Moroccan Artisans: Inspirations and Techniques Behind the Art of Pottery

The Moroccan artisan, a true artist of the earth, embodies the richness and diversity of their country’s culture. With remarkable skill, they transform raw materials into unique art pieces, showcasing their ancestral expertise and boundless imagination. Each region of Morocco, with its own cultural and artistic identity, distinctly inspires its artisans, thereby enriching the art of pottery with local nuances.

Artisans and Their Inspirations

Moroccan pottery is deeply connected to the lives and traditions of its artisans, the maalems, who are its creators. In every town and village, these artists shape clay with knowledge passed down through generations. Each maalem has their own story, often rooted in a long family lineage dedicated to the art of pottery. They work the clay not just with their hands but also with their soul, infusing each piece with their spirit and personal experience.

The inspirations of Moroccan artisans are as diverse as they are rich. They draw from their natural surroundings – the earth, sea, mountains – and also from folk tales, beliefs, and the history of their region. The geometric and floral motifs often seen in their work reflect the influence of Islamic architecture and the abundance of local nature. These patterns are more than mere decorations; they are laden with symbolism and deep meanings, telling stories of faith, love, wisdom, and everyday life.

Challenges Faced by Moroccan Pottery Artisans

Moroccan pottery, an ancient art rich in history, faces many challenges in the modern world. Artisans struggle to keep their traditions alive amidst rapid industrialization and mass production. They compete with less expensive products, often at the expense of authenticity and quality. Moreover, passing traditional knowledge to younger generations is a challenge, as many are drawn to more modern and lucrative careers.

In facing these challenges, key players like Poterie Serghini play a vital role. As an artisan workshop, Poterie Serghini goes beyond merely producing pottery; it actively dedicates itself to training and employing local artisans. This approach not only preserves traditional pottery techniques but also economically supports local communities. This commitment demonstrates the importance of a holistic approach in supporting traditional crafts. By investing in the skills of local artisans and valuing their work, Poterie Serghini contributes to the survival and flourishing of Moroccan pottery art in a contemporary context.

Regional Techniques and Styles

The diversity of pottery styles in Morocco vibrantly reflects the country’s different regions, each possessing its unique artistic heritage and methods.
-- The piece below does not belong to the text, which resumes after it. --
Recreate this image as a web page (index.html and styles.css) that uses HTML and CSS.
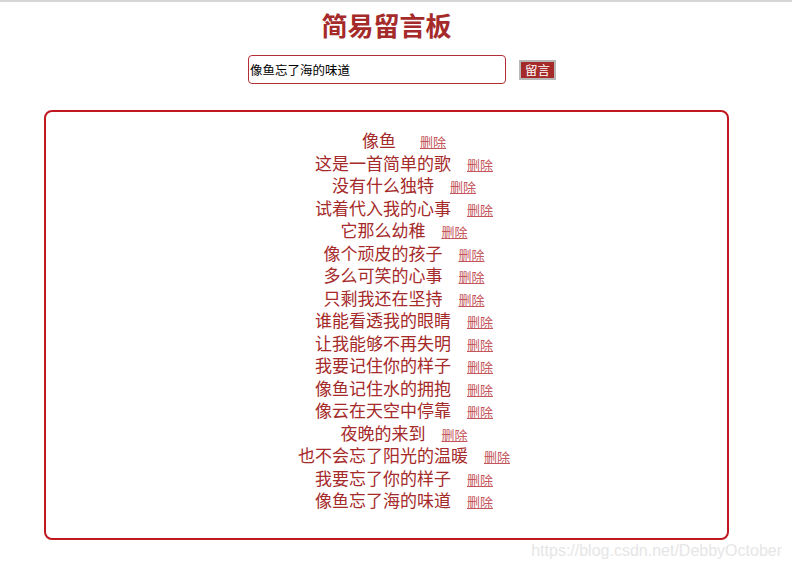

In Fez, the pottery is famed for its deep cobalt blue, a color achieved using local cobalt ore and specific firing techniques. Fez’s delicate and complex patterns reflect the influence of Islamic culture and the city’s architecture, with meticulous use of geometry and symmetry.

In Safi, the birthplace of Poterie Serghini, the tradition of blue faience continues. Safi’s artisans excel in hand modeling, creating elegantly shaped pieces. The bright and bold colors of Safi, ranging from deep blue to emerald green and sun yellow, are carefully applied, giving each piece a unique character.

Salé is known for its pottery in more subdued tones, often accentuated with Berber and Andalusian motifs. These designs, often representing natural elements or traditional symbols, pay homage to the region’s rich cultural history. The use of locally mixed clays for glazing in Salé speaks to the deep connection between the artisans and their natural environment.

Each region of Morocco, with its own color palette, patterns, and techniques, contributes to the rich mosaic of the country’s pottery art. These regional variations celebrate Morocco’s cultural diversity and reflect the history and influences that have shaped each artisan community. Visiting the souks and workshops, one discovers not just art objects but also stories of people, traditions, and the union of nature and art.